>> START Information supplied

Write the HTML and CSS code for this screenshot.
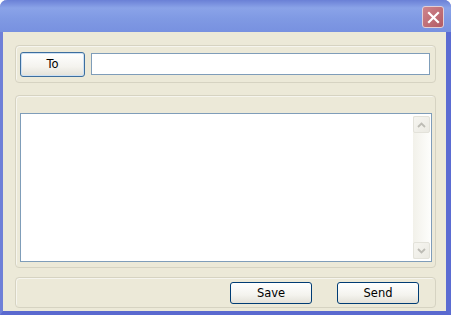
FILE: index.html
```html
<!DOCTYPE html>
<html lang="en">
<head>
    <meta charset="UTF-8">
    <title>Message</title>
    <link rel="stylesheet" href="styles.css">
</head>
<body>
    <div class="window">
        <div class="title-bar">
            <button class="close-button" aria-label="Close">
                <svg width="13" height="13" viewBox="0 0 13 13">
                    <path d="M2 2 L11 11 M11 2 L2 11" stroke="#fff" stroke-width="2.2" stroke-linecap="square"/>
                </svg>
            </button>
        </div>

        <div class="content">
            <div class="group to-group">
                <button class="xp-button to-button">To</button>
                <input type="text" class="to-input">
            </div>

            <div class="group body-group">
                <div class="text-box">
                    <div class="scrollbar">
                        <div class="scroll-btn">
                            <svg width="9" height="6" viewBox="0 0 9 6"><path d="M1 5 L4.5 1.5 L8 5" fill="none" stroke="#bdbcb5" stroke-width="1.8"/></svg>
                        </div>
                        <div class="scroll-track"></div>
                        <div class="scroll-btn">
                            <svg width="9" height="6" viewBox="0 0 9 6"><path d="M1 1 L4.5 4.5 L8 1" fill="none" stroke="#bdbcb5" stroke-width="1.8"/></svg>
                        </div>
                    </div>
                </div>
            </div>

            <div class="group action-group">
                <button class="xp-button">Save</button>
                <button class="xp-button">Send</button>
            </div>
        </div>
    </div>
</body>
</html>
```

FILE: styles.css
```css
body {
    margin: 0;
    padding: 0;
    font-family: "DejaVu Sans", Tahoma, sans-serif;
    font-size: 11px;
    background-color: #ffffff;
}

.window {
    width: 451px;
    height: 315px;
    box-sizing: border-box;
    border-left: 3px solid #6f80d8;
    border-right: 5px solid #5b6cd2;
    border-bottom: 4px solid #5a69cf;
    border-radius: 7px 7px 0 0;
    background-color: #ece9d8;
    display: flex;
    flex-direction: column;
}

.title-bar {
    height: 32px;
    margin: 0 -5px 0 -3px;
    border-radius: 7px 7px 0 0;
    background: linear-gradient(#6a80d6, #8aa3e8 25%, #7f99e3 60%, #7891e0);
    display: flex;
    justify-content: flex-end;
    align-items: flex-start;
    padding: 6px 7px 0 0;
    box-sizing: border-box;
}

.close-button {
    width: 22px;
    height: 22px;
    padding: 0;
    border: 1px solid #e2cfd6;
    border-radius: 3px;
    background: linear-gradient(135deg, #cf858d, #b25b64);
    display: flex;
    align-items: center;
    justify-content: center;
}

.content {
    flex: 1;
    padding: 13px 10px 3px 12px;
    display: flex;
    flex-direction: column;
}

.group {
    border: 1px solid #d6d3c2;
    border-radius: 4px;
    box-shadow: inset 1px 1px 0 #f6f5ee;
    box-sizing: border-box;
}

.to-group {
    height: 38px;
    display: flex;
    align-items: center;
    padding: 0 5px 0 4px;
    gap: 6px;
}

.body-group {
    height: 173px;
    margin-top: 12px;
    padding: 17px 3px 5px 4px;
}

.action-group {
    height: 31px;
    margin-top: 9px;
    display: flex;
    justify-content: flex-end;
    align-items: center;
    gap: 25px;
    padding: 0 16px 0 0;
}

.xp-button {
    width: 82px;
    height: 22px;
    padding: 0;
    border: 1px solid #003c74;
    border-radius: 3px;
    background: linear-gradient(#ffffff, #f4f3ee 60%, #e3e1d8);
    font-family: "DejaVu Sans", Tahoma, sans-serif;
    font-size: 11.5px;
    color: #000;
}

.to-button {
    width: 65px;
    height: 25px;
    border-color: #3c6e9e;
    box-shadow: inset 0 0 0 1px #cde0f3;
}

.to-input {
    flex: 1;
    height: 22px;
    box-sizing: border-box;
    border: 1px solid #7f9db9;
    margin: 0;
    background: #fff;
}

.text-box {
    height: 100%;
    box-sizing: border-box;
    border: 1px solid #7f9db9;
    background: #fff;
    display: flex;
    justify-content: flex-end;
    padding: 2px 1px 2px 0;
}

.scrollbar {
    width: 17px;
    display: flex;
    flex-direction: column;
    background: linear-gradient(90deg, #f2f1ea, #fdfdfb);
}

.scroll-btn {
    height: 17px;
    border: 1px solid #e3e2da;
    border-radius: 2px;
    background: linear-gradient(135deg, #f6f5f0, #ebeae3);
    display: flex;
    align-items: center;
    justify-content: center;
    box-sizing: border-box;
}

.scroll-track {
    flex: 1;
}
```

>> END Information supplied

Output the lines above in full and exactly as given, omitting any pictures.

Write the HTML and CSS code for this screenshot.
FILE: index.html
```html
<!DOCTYPE html>
<html lang="en">
<head>
    <meta charset="UTF-8">
    <title>Message</title>
    <link rel="stylesheet" href="styles.css">
</head>
<body>
    <div class="window">
        <div class="title-bar">
            <button class="close-button" aria-label="Close">
                <svg width="13" height="13" viewBox="0 0 13 13">
                    <path d="M2 2 L11 11 M11 2 L2 11" stroke="#fff" stroke-width="2.2" stroke-linecap="square"/>
                </svg>
            </button>
        </div>

        <div class="content">
            <div class="group to-group">
                <button class="xp-button to-button">To</button>
                <input type="text" class="to-input">
            </div>

            <div class="group body-group">
                <div class="text-box">
                    <div class="scrollbar">
                        <div class="scroll-btn">
                            <svg width="9" height="6" viewBox="0 0 9 6"><path d="M1 5 L4.5 1.5 L8 5" fill="none" stroke="#bdbcb5" stroke-width="1.8"/></svg>
                        </div>
                        <div class="scroll-track"></div>
                        <div class="scroll-btn">
                            <svg width="9" height="6" viewBox="0 0 9 6"><path d="M1 1 L4.5 4.5 L8 1" fill="none" stroke="#bdbcb5" stroke-width="1.8"/></svg>
                        </div>
                    </div>
                </div>
            </div>

            <div class="group action-group">
                <button class="xp-button">Save</button>
                <button class="xp-button">Send</button>
            </div>
        </div>
    </div>
</body>
</html>
```

FILE: styles.css
```css
body {
    margin: 0;
    padding: 0;
    font-family: "DejaVu Sans", Tahoma, sans-serif;
    font-size: 11px;
    background-color: #ffffff;
}

.window {
    width: 451px;
    height: 315px;
    box-sizing: border-box;
    border-left: 3px solid #6f80d8;
    border-right: 5px solid #5b6cd2;
    border-bottom: 4px solid #5a69cf;
    border-radius: 7px 7px 0 0;
    background-color: #ece9d8;
    display: flex;
    flex-direction: column;
}

.title-bar {
    height: 32px;
    margin: 0 -5px 0 -3px;
    border-radius: 7px 7px 0 0;
    background: linear-gradient(#6a80d6, #8aa3e8 25%, #7f99e3 60%, #7891e0);
    display: flex;
    justify-content: flex-end;
    align-items: flex-start;
    padding: 6px 7px 0 0;
    box-sizing: border-box;
}

.close-button {
    width: 22px;
    height: 22px;
    padding: 0;
    border: 1px solid #e2cfd6;
    border-radius: 3px;
    background: linear-gradient(135deg, #cf858d, #b25b64);
    display: flex;
    align-items: center;
    justify-content: center;
}

.content {
    flex: 1;
    padding: 13px 10px 3px 12px;
    display: flex;
    flex-direction: column;
}

.group {
    border: 1px solid #d6d3c2;
    border-radius: 4px;
    box-shadow: inset 1px 1px 0 #f6f5ee;
    box-sizing: border-box;
}

.to-group {
    height: 38px;
    display: flex;
    align-items: center;
    padding: 0 5px 0 4px;
    gap: 6px;
}

.body-group {
    height: 173px;
    margin-top: 12px;
    padding: 17px 3px 5px 4px;
}

.action-group {
    height: 31px;
    margin-top: 9px;
    display: flex;
    justify-content: flex-end;
    align-items: center;
    gap: 25px;
    padding: 0 16px 0 0;
}

.xp-button {
    width: 82px;
    height: 22px;
    padding: 0;
    border: 1px solid #003c74;
    border-radius: 3px;
    background: linear-gradient(#ffffff, #f4f3ee 60%, #e3e1d8);
    font-family: "DejaVu Sans", Tahoma, sans-serif;
    font-size: 11.5px;
    color: #000;
}

.to-button {
    width: 65px;
    height: 25px;
    border-color: #3c6e9e;
    box-shadow: inset 0 0 0 1px #cde0f3;
}

.to-input {
    flex: 1;
    height: 22px;
    box-sizing: border-box;
    border: 1px solid #7f9db9;
    margin: 0;
    background: #fff;
}

.text-box {
    height: 100%;
    box-sizing: border-box;
    border: 1px solid #7f9db9;
    background: #fff;
    display: flex;
    justify-content: flex-end;
    padding: 2px 1px 2px 0;
}

.scrollbar {
    width: 17px;
    display: flex;
    flex-direction: column;
    background: linear-gradient(90deg, #f2f1ea, #fdfdfb);
}

.scroll-btn {
    height: 17px;
    border: 1px solid #e3e2da;
    border-radius: 2px;
    background: linear-gradient(135deg, #f6f5f0, #ebeae3);
    display: flex;
    align-items: center;
    justify-content: center;
    box-sizing: border-box;
}

.scroll-track {
    flex: 1;
}
```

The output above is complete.